It is perhaps apt to remark, lest it be considered overlooked, that as in the corresponding United Kingdom provision, under s. 98 of the Act of 1963 the taking of possession by or on behalf of the debenture holder of any property comprised in or subject to the charge also triggers the application of the priority of preferential creditors under s. 285(7). The reference to the fact that a defect in drafting was revealed by the decision in Re Griffin Hotel Limited will be considered further in considering the issue as to the proper construction of s. 285(7). Hoffman J. also recorded that, while since that decision Parliament had made many amendments to the Companies Acts, until very recently before his judgment no attempt had been made to reverse the effect of the decision. He then stated that the Insolvency Act 1985 had by then done so, by defining a “floating charge” as “a charge which as created was a floating charge”.

54. Having analysed the opposing submissions made on behalf of the Commissioners of Customs and Excise, and having determined that it would be inappropriate for the courts to impose additional restrictive rules on the grounds of public policy, a conclusion with which the trial judge expressly concurred in the First Judgment (at para. 56), and having noted that, on the case before him, it was not necessary to decide questions about automatic crystallisation, Hoffman J. stated (at p. 215):

“The notices under Clauses 3(B) and 13 constitute intervention by the debenture-holder and there is in my judgment no conceptual reason why they should not crystallise the floating charge if the terms of the charge upon their true construction have this effect.

Counsel for the commissioners last submission was that the actual notice under Clause 3(b) was ineffective because the assets over which the charge was to be crystallised were not ‘specified in the notice’. The notice said that it was to apply to ‘all the assets of Brightlife Ltd. the subject of the said floating charge’, In my judgment that is sufficient specification. It is not necessary to list each separate asset. Although my decision that the notice under Clause 3(B) crystallised the charge makes it unnecessary for me to decide whether the notice under Clause 13 did so in respect of the book debts, I will add for the sake of completeness that in my judgment it did. The company’s obligation to execute an assignment removed that freedom to deal with the debts which made the charge float.”
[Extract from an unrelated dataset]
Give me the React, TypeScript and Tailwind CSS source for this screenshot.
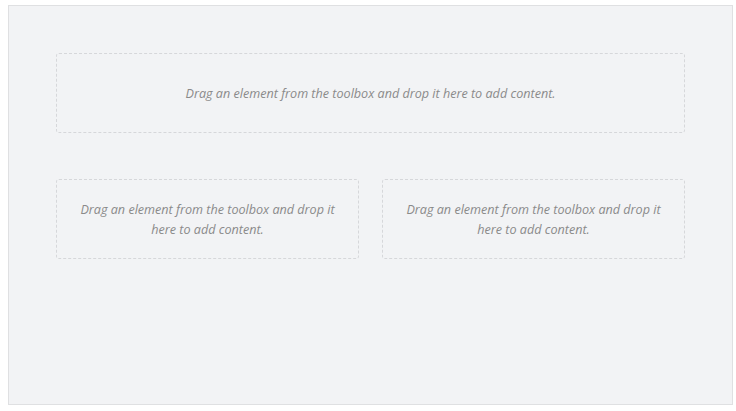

The outcome, accordingly, was that the debts secured by the debenture ranked in priority to the preferential debts in respect of all the assets in the hands of the liquidator.

55. Hoffman J. clearly considered that he was bound by the earlier decision of the English High Court in Re Griffin Hotel [1941] Ch. 129 (Griffin Hotel) on the construction of the counterpart of s. 285(7)(b). As noted at para. 53 above, he recorded in his judgment (at p. 211) that since Griffin Hotel, Parliament had made many amendments to the Companies Acts but until recently no attempt had been made to reverse the effect of the decision. However, the Insolvency Act 1985 had by then done so by introducing the definition of a “floating charge” quoted in para. 53 above. However, that provision had not been introduced at the time of the transactions under consideration by Hoffman J., so that he was deciding the matter by reference to a provision in identical terms to s. 285(7)(b). While the wording of Clause 10 of the Debenture under consideration here differs somewhat from the wording of the corresponding clause under consideration by Hoffman J. and there is no covenant for further assurance in the Debenture, if it is appropriate to apply the reasoning of Hoffman J. to this case, the outcome as regards the effect of service of the Crystallisation Notice should be the same as in Brightlife.

56. In embarking on the analysis of the judgment of Hoffman J. in Brightlife, I observed that it is the United Kingdom authority in which issues most analogous to the issues on this appeal were considered. That is because it necessitated a determination as to the effect of Clause 3B of the debenture in issue there, which provided that the debenture holder might by notice to Brightlife convert the floating charge into a specific charge. There is one Irish authority in which a somewhat similar clause was obliquely referred to. That is the decision of this Court in Re Wogan’s (Drogheda) Limited [1993] 1 I.R. 157. In that case, in the context of an examinership, this Court was considering the effect of a debenture given by the company in examinership to a lender and specifically whether a fixed charge or a floating charge was created over the book debts of the company. In the judgment of Finlay C.J., the relevant clauses of the debenture were outlined and these included, in addition to the charging clauses, Clause 8(a) which was quoted as being in the following terms:

“If the lender shall by notice in writing make a demand on the company as provided for in clause 8(a) hereof then the floating charge created by clause 4(e) hereof shall immediately on service of such notice on the company become crystallised and be a specific fixed charge on . . . all book debts and other debts and securities then due to the company . . ..”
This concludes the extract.